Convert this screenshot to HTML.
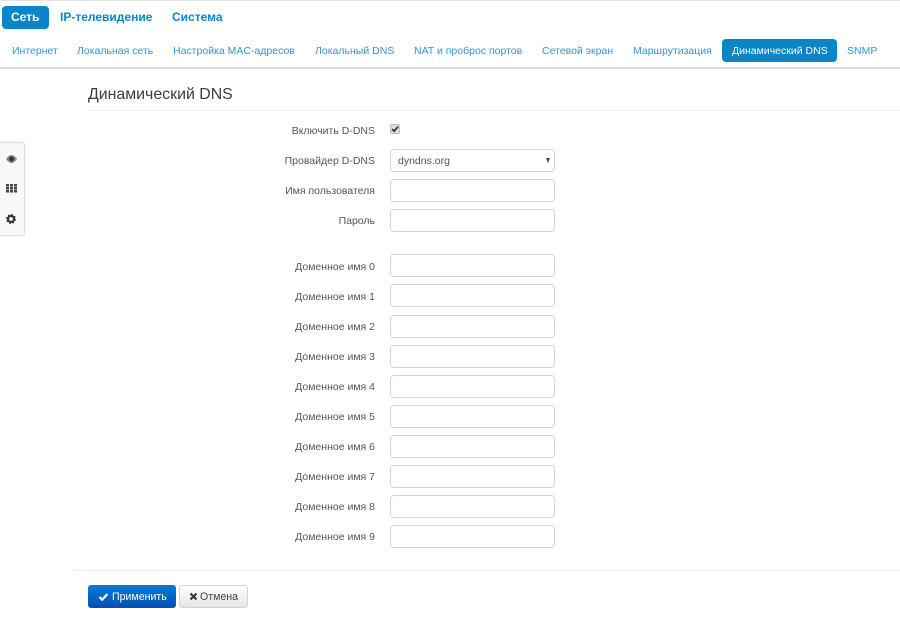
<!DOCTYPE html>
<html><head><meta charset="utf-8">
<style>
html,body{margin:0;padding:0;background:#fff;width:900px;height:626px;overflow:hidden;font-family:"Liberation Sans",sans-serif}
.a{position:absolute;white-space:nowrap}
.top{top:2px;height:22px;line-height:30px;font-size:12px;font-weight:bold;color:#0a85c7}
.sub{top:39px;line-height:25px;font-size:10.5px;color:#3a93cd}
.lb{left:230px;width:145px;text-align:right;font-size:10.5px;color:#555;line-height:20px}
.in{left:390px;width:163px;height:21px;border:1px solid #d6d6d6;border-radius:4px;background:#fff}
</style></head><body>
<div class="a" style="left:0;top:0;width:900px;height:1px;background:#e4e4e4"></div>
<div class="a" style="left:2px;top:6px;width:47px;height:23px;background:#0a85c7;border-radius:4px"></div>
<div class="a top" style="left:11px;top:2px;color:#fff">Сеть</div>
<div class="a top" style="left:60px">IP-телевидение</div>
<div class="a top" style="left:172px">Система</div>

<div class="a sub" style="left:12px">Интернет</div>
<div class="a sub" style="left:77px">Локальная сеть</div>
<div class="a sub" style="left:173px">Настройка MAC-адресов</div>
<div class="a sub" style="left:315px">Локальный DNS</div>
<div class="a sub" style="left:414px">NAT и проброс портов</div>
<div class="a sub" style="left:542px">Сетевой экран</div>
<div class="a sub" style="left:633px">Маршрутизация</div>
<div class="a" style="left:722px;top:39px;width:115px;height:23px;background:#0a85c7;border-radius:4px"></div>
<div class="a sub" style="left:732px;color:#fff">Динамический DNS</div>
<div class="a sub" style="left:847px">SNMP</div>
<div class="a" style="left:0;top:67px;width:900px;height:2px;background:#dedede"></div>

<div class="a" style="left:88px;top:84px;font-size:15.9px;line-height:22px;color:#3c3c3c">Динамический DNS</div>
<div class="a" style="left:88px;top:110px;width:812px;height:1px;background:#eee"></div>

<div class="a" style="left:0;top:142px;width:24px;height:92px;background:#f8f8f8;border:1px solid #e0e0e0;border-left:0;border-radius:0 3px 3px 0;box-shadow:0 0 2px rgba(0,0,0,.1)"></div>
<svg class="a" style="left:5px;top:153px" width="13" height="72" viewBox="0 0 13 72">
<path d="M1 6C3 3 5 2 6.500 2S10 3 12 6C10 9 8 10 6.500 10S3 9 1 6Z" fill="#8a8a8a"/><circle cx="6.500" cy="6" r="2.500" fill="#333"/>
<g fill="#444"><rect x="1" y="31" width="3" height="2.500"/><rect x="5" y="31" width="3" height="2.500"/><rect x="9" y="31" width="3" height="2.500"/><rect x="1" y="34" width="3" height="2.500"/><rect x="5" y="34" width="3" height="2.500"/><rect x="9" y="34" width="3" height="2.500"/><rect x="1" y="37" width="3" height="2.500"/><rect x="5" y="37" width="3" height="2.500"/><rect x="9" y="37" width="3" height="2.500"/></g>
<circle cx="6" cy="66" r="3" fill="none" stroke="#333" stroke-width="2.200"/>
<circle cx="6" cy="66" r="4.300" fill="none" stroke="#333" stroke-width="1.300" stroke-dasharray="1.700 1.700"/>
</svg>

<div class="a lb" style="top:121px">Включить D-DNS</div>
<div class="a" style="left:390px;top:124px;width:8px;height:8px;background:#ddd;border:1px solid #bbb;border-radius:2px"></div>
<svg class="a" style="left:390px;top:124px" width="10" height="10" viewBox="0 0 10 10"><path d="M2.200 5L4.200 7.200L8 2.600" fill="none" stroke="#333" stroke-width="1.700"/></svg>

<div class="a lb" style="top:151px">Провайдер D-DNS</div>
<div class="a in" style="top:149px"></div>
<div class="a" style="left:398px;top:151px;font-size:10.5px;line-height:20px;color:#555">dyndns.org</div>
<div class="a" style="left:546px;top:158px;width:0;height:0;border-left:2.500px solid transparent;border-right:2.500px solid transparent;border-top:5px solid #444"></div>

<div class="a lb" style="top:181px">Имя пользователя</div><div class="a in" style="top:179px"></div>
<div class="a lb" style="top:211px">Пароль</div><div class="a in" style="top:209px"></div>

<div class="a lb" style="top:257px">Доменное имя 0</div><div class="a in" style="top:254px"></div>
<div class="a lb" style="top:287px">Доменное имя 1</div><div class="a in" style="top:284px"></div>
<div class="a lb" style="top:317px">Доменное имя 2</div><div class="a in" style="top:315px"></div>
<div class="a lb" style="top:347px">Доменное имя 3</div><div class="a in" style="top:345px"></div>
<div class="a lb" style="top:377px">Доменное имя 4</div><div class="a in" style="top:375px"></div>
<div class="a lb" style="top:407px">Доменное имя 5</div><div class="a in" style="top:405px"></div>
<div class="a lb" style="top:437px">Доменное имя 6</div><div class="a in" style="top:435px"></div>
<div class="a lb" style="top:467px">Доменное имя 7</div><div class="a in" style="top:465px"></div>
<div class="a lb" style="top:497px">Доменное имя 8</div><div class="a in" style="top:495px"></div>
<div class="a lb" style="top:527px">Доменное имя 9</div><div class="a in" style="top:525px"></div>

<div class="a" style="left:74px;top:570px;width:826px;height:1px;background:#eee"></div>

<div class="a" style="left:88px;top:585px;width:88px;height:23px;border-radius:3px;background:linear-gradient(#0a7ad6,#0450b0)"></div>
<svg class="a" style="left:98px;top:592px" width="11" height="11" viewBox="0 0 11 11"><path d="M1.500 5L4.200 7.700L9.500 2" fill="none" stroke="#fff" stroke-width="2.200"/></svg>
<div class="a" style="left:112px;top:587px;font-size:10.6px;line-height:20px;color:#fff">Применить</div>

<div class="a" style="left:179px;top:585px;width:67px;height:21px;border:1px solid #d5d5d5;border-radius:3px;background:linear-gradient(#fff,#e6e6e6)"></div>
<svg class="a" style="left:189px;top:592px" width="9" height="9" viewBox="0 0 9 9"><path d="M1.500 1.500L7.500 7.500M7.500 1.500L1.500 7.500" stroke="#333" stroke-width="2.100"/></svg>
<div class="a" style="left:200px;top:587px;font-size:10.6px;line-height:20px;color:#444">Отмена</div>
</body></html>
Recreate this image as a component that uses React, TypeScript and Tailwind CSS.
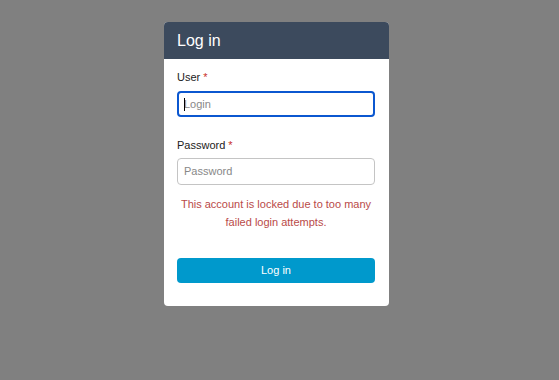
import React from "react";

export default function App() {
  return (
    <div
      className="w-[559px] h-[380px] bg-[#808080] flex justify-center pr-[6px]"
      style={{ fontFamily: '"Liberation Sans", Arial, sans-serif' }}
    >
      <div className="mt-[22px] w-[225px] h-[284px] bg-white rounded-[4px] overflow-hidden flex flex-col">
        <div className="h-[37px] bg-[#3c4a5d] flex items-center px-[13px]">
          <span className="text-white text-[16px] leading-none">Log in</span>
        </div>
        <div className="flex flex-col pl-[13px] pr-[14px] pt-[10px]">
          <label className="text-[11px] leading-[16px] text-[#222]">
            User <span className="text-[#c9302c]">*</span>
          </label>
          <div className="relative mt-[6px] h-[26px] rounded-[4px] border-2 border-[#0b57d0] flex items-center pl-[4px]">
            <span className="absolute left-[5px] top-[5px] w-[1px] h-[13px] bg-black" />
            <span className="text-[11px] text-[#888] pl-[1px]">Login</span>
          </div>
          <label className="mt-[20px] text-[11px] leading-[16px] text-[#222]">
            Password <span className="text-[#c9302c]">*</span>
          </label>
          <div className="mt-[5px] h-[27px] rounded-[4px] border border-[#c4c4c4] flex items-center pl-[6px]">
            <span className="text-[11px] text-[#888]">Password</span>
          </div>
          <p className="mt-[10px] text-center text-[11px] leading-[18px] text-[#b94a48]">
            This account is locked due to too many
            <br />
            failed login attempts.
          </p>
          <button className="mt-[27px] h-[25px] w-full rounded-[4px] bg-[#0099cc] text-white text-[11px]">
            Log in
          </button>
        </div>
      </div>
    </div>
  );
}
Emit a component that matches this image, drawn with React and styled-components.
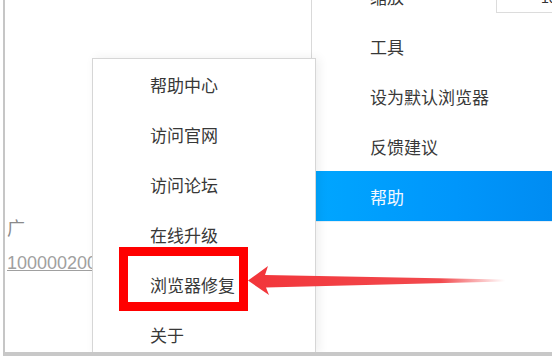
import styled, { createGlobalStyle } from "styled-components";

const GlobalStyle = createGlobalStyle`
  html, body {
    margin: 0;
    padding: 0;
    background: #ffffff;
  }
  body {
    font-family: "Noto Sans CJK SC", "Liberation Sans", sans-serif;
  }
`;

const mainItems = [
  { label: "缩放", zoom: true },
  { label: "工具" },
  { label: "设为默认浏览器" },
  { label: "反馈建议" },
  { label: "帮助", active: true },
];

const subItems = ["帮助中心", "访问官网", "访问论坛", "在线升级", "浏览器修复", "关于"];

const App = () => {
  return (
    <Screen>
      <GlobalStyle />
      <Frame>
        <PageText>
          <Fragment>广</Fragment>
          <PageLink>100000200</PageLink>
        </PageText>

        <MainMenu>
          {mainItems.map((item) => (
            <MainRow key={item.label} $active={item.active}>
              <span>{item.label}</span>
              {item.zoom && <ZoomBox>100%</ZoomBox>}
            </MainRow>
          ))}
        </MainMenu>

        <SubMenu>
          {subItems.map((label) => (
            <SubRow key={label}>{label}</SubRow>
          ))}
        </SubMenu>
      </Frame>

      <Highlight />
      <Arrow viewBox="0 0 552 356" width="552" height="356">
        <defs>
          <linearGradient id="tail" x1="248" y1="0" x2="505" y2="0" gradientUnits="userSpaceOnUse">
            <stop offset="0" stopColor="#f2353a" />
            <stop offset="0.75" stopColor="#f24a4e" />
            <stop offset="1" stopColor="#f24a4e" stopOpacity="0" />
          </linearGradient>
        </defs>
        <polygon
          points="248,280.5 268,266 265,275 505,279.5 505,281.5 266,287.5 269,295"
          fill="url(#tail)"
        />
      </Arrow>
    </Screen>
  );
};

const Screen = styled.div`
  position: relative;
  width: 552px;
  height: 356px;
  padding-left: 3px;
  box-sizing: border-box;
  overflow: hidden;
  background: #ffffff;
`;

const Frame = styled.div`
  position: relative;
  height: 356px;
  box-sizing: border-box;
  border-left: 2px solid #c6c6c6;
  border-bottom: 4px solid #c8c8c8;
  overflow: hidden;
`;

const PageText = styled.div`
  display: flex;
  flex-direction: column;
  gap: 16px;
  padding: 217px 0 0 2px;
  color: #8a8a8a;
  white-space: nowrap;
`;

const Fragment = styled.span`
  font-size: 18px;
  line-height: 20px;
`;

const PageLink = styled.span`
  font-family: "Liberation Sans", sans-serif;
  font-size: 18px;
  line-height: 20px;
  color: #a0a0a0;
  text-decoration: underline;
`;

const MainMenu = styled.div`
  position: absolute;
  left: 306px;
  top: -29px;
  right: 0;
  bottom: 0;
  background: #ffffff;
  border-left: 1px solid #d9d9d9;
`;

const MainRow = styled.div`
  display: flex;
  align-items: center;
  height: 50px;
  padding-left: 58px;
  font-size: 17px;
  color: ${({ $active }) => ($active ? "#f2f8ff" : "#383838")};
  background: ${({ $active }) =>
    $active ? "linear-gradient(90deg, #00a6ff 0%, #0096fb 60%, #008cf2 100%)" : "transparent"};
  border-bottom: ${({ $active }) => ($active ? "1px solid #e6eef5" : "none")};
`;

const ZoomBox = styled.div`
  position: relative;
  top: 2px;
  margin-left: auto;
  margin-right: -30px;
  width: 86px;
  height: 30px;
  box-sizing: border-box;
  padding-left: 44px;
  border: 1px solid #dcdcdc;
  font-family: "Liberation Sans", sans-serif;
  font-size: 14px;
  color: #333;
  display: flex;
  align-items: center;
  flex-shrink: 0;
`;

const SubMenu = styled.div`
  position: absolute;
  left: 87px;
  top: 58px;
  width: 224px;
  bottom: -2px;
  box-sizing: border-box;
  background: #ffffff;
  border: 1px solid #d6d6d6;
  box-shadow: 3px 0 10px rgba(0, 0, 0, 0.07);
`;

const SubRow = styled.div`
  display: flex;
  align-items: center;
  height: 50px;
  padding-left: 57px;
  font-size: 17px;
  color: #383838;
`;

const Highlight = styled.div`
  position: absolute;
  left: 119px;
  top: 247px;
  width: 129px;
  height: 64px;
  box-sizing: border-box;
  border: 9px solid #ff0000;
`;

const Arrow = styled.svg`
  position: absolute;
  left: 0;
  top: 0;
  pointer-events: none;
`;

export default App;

_Work required_.
Reproduce only the lines running from the one that has "Recreate this image" through the one that has "import React from", ends included. Any pictures in that stretch should not be copied.

_Full response_.
Recreate this image as a component that uses React, TypeScript and Tailwind CSS.
import React from "react";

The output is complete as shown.